Stocks generally move in expectation of changes in the economy and in corporate profits. The market is always looking ahead. If both inflation and interest rates are heading down, that's bullish news. But when the consumer price index and interest rates on Treasury bills show sustained increases, watch out. It's a clear and present danger signal.

Fortunately, your own decisions about the stock market do not have to be perfect to be profitable. just watch for the major turns in the market. You can buy somewhere above the bottom and sell out some time after the market has hit its peak and still make more money than the investor who ignores the market's long term gyrations.

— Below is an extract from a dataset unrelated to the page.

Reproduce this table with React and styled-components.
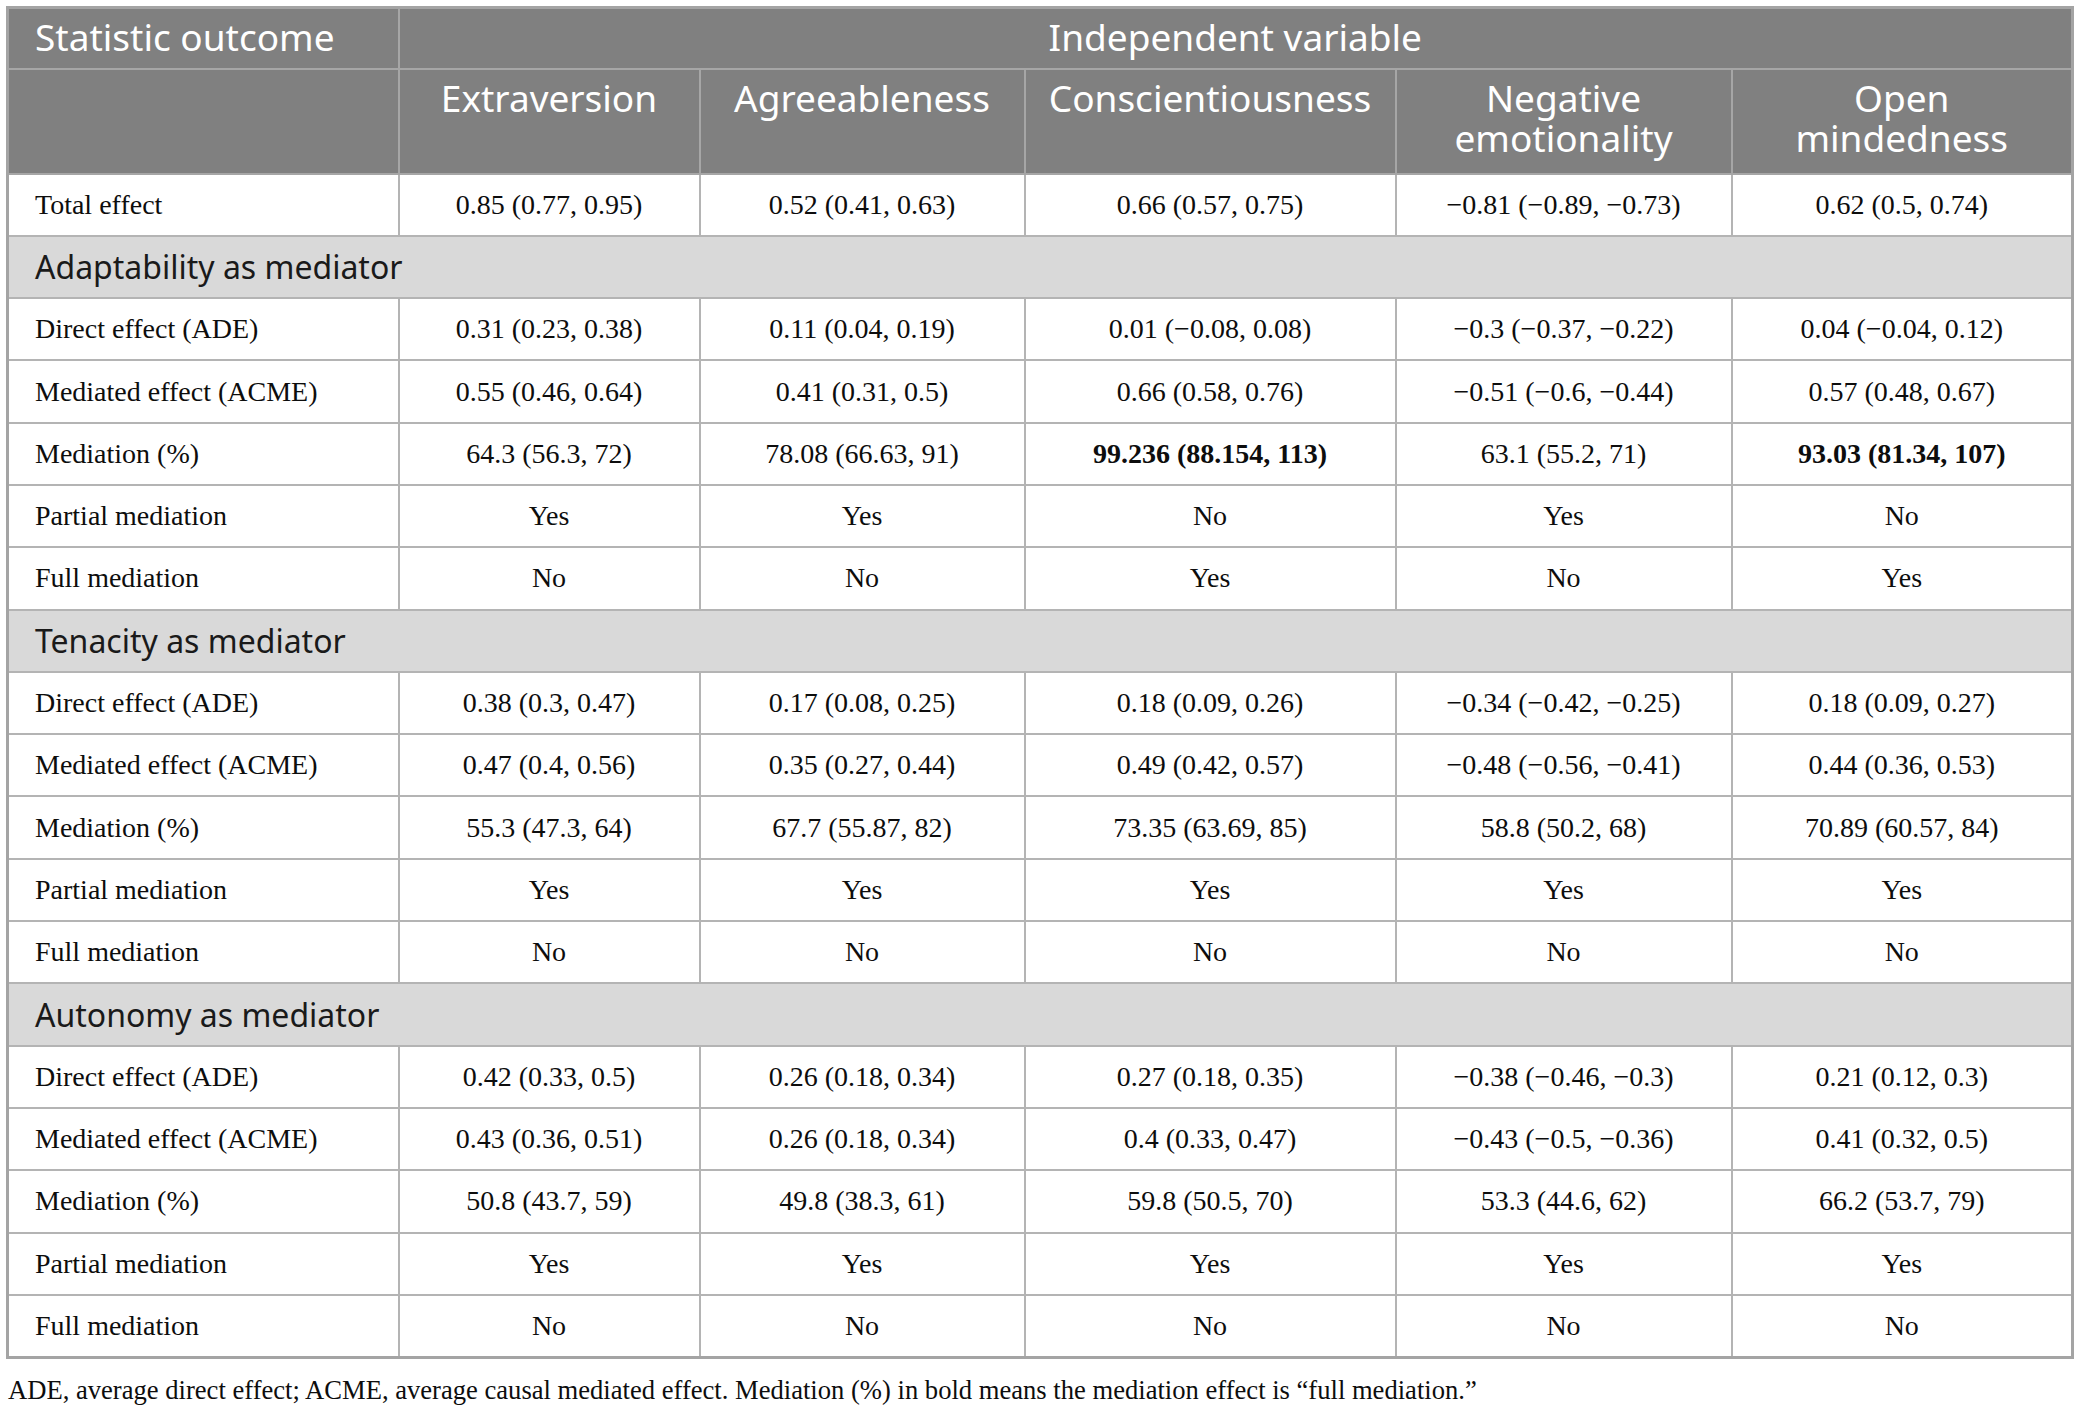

One old belief about the stock market is called the "efficient market theory." It holds that all new information about any stock spreads too quickly for ordinary investors to profit from the news before the stock rises. But that's not really so, according to a study by the Institutional Brokers Estimate System, a service of the brokerage firm Lynch Jones & Ryan. It found that after several stock market analysts sharply increase their earnings estimates for a company, its stock probably will do better than the major market averages for the next six months. In other words, you can benefit from good news.

Over nine years from March 1980 to March 1989, if you put money into the 20 stocks with the highest upward revisions of earnings estimates, and then sold them a year after you bought them, you would have earned 351/2% a year. That's far more than the 19% annual rise during the same period in the Standard & Poor's 500 stock index. The moral: It pays to shop around for stocks of companies on which several stock market analysts have recently increased their future earnings estimates.

At the other extreme, you also can do well buying stocks that recently have plunged as a result of disappointing earnings or oth er sour news. A number of them become good bargains. In fact, some of the shrewdest investment professionals study each day's stockmarket tables just to find shares that have hit new lows. They figure that if these stocks have intrinsic values, they may have nowhere to go but up.

If you decide to buy stocks, you must determine their basic values, as previously discussed. To help you gauge that, you would be wise to look at four measures:

Number one is the stock's historic trading range. You should consider buying on bad news when a stock nears its lowest price in the last three to five years. Number two is earnings. Look at how well a company has done in the last 10 years for an idea of what it is capable of earning. If the most recent results are at the low end of the range, ask a broker for his firm's estimate of earnings for the next six or 12 months. If a turnaround is expected, you may consider buying the stock.

Number three is book value per share. That is the company's net assets divided by the number of shares. If the stock is selling for less than book value per share, it may be underpriced and thus a good buy. If the price is less than half the book value, you have little to lose.

Number four is the balance sheet. Be suspicious of an unusually large amount of long term debt. The ratio of a firm's debt to the market value of its stocks should not be significantly above the average for its industry.

Once you have picked out some undervalued stocks, don't buy right away. It is axiomatic that turnarounds generally take longer to materialize than anyone expects. So spend some time watching those stocks. But also don't plan to wait until a stock hits its very bottom. Nobody is smart enough to pick that. Instead, set target prices, and buy if and when the stock reaches them. By doing that, you might do well buying bad news stocks.